▸ **STORED DATA**
────
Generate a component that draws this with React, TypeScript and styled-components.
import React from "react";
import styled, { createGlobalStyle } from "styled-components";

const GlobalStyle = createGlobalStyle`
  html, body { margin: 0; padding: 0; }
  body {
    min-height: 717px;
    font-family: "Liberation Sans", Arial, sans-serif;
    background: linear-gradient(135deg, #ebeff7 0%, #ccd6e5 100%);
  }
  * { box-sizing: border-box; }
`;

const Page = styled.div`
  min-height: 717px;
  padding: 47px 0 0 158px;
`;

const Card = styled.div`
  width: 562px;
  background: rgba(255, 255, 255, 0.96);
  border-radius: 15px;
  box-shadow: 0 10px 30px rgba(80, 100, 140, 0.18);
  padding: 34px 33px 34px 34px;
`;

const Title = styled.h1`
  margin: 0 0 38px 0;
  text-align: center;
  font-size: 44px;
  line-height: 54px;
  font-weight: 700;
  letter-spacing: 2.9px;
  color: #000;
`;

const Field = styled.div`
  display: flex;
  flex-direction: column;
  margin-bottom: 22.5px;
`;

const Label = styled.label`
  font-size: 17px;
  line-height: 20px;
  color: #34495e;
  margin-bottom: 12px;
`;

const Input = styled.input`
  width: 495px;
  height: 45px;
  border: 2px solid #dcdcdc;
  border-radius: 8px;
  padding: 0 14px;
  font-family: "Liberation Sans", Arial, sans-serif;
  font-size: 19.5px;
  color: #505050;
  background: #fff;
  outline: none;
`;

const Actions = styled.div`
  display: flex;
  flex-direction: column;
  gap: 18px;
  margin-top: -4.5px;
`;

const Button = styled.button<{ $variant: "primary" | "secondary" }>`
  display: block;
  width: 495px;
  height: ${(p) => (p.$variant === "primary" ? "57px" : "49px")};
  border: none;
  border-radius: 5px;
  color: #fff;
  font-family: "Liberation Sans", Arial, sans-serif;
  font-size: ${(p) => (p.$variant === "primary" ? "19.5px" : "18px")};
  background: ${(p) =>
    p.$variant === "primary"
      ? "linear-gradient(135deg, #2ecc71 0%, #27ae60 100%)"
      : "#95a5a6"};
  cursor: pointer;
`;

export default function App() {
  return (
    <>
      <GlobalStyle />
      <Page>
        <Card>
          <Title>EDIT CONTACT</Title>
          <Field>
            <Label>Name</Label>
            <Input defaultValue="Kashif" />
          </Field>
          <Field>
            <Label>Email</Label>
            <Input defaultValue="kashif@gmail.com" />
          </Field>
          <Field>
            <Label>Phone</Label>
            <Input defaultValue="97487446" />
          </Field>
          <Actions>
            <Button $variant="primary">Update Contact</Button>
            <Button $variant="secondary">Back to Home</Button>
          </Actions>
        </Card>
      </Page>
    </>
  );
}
────
Copy out the whole listing exactly; please set it all down.

Generate a component that draws this with React, TypeScript and styled-components.
import React from "react";
import styled, { createGlobalStyle } from "styled-components";

const GlobalStyle = createGlobalStyle`
  html, body { margin: 0; padding: 0; }
  body {
    min-height: 717px;
    font-family: "Liberation Sans", Arial, sans-serif;
    background: linear-gradient(135deg, #ebeff7 0%, #ccd6e5 100%);
  }
  * { box-sizing: border-box; }
`;

const Page = styled.div`
  min-height: 717px;
  padding: 47px 0 0 158px;
`;

const Card = styled.div`
  width: 562px;
  background: rgba(255, 255, 255, 0.96);
  border-radius: 15px;
  box-shadow: 0 10px 30px rgba(80, 100, 140, 0.18);
  padding: 34px 33px 34px 34px;
`;

const Title = styled.h1`
  margin: 0 0 38px 0;
  text-align: center;
  font-size: 44px;
  line-height: 54px;
  font-weight: 700;
  letter-spacing: 2.9px;
  color: #000;
`;

const Field = styled.div`
  display: flex;
  flex-direction: column;
  margin-bottom: 22.5px;
`;

const Label = styled.label`
  font-size: 17px;
  line-height: 20px;
  color: #34495e;
  margin-bottom: 12px;
`;

const Input = styled.input`
  width: 495px;
  height: 45px;
  border: 2px solid #dcdcdc;
  border-radius: 8px;
  padding: 0 14px;
  font-family: "Liberation Sans", Arial, sans-serif;
  font-size: 19.5px;
  color: #505050;
  background: #fff;
  outline: none;
`;

const Actions = styled.div`
  display: flex;
  flex-direction: column;
  gap: 18px;
  margin-top: -4.5px;
`;

const Button = styled.button<{ $variant: "primary" | "secondary" }>`
  display: block;
  width: 495px;
  height: ${(p) => (p.$variant === "primary" ? "57px" : "49px")};
  border: none;
  border-radius: 5px;
  color: #fff;
  font-family: "Liberation Sans", Arial, sans-serif;
  font-size: ${(p) => (p.$variant === "primary" ? "19.5px" : "18px")};
  background: ${(p) =>
    p.$variant === "primary"
      ? "linear-gradient(135deg, #2ecc71 0%, #27ae60 100%)"
      : "#95a5a6"};
  cursor: pointer;
`;

export default function App() {
  return (
    <>
      <GlobalStyle />
      <Page>
        <Card>
          <Title>EDIT CONTACT</Title>
          <Field>
            <Label>Name</Label>
            <Input defaultValue="Kashif" />
          </Field>
          <Field>
            <Label>Email</Label>
            <Input defaultValue="kashif@gmail.com" />
          </Field>
          <Field>
            <Label>Phone</Label>
            <Input defaultValue="97487446" />
          </Field>
          <Actions>
            <Button $variant="primary">Update Contact</Button>
            <Button $variant="secondary">Back to Home</Button>
          </Actions>
        </Card>
      </Page>
    </>
  );
}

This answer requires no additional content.